The biblical view of submission is an expression of rapport. She has something to yield – both her mind and body. In this case, she has something to give to her husband beyond description.

In Christian marriage, however, love is the basis for rapport. Rapport means there is an appreciation for each other. That is why we should never marry out of pressure, such as this guy makes the right clucking noises and impresses this gal. He appears to her as a knight in shining armor, whereas he is a monster in that shining armor.

The principle in the New Testament exhortation to submit is that there should be mutual readiness to renounce one’s own will for others.


The design of roles in marriage is to meet the needs of the partner in marriage mutually.


If the husband takes advantage of his wife’s positive volition toward his role, what happens? It subverts the delicate balance of the relationship of each role. Some men feel that the biblical role of the wife gives them the right to abuse their wives. “OK, wife, I’m giving you 15 things to do today. I want you to check them off before I get home tonight. Make sure you have them finished before I get home at 5:00 tonight.” This detracts from the dignity of his wife. Peter will address this in 3:7. God expects the husband to “honor” his wife.

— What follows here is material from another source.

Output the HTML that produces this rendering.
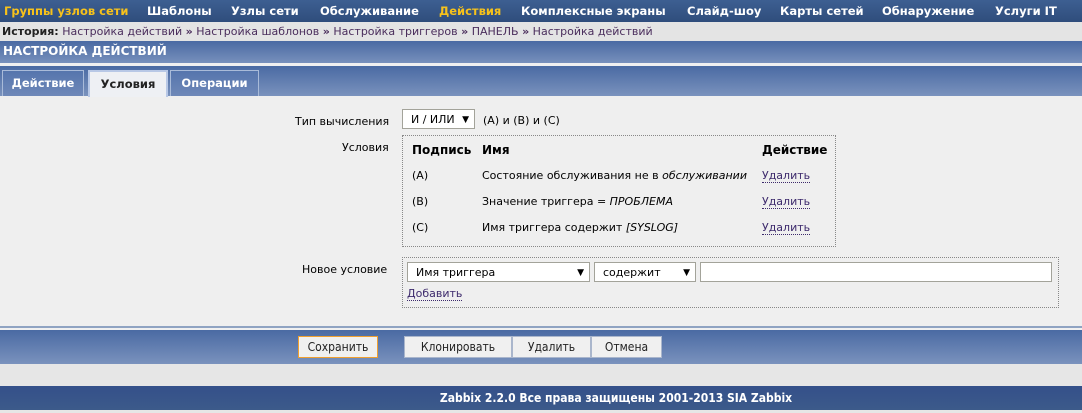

Women, if you want your basic need as a wife met, then meet your husband’s need as well. Peter will explain how to do that in succeeding verses. We can summarize his argument in two words – “inner beauty.” This is a relaxed attitude. Hostilities cease. She becomes so open toward her husband that he sees a beautiful being inside her.

When there is little rapport between husband and wife, roles do not work well. Where there is no love in marriage, marriage becomes a master-slave relationship. When there is genuine rapport, roles work well. Marriage will survive physical changes as the couple grows older. The union will grow stronger as the compatibility gets stronger. Compatibility takes up the slack for everything that might happen to the marriage. If compatibility is there, they can work everything else out.

Every couple has problems adjusting to marriage. The real problem in adjusting is not sex, housekeeping, or money. These are details. The actual adjustment is whether the man meets the basic need of his wife. It does not matter whether she burns the biscuits. He still loves her. It makes no difference whether she cannot handle money or balance the checking account and forgets to change the oil in the second car. He still loves her. These things are meaningless details to him. They may be fun as points of conversation. These details should in no way destroy the rapport of the marriage.

When genuine love exists, then a wife will willingly surrender her volition to her husband. Then her husband fulfills her soul. In selecting a husband, he cannot be a status symbol, an escape hatch, or a meal ticket.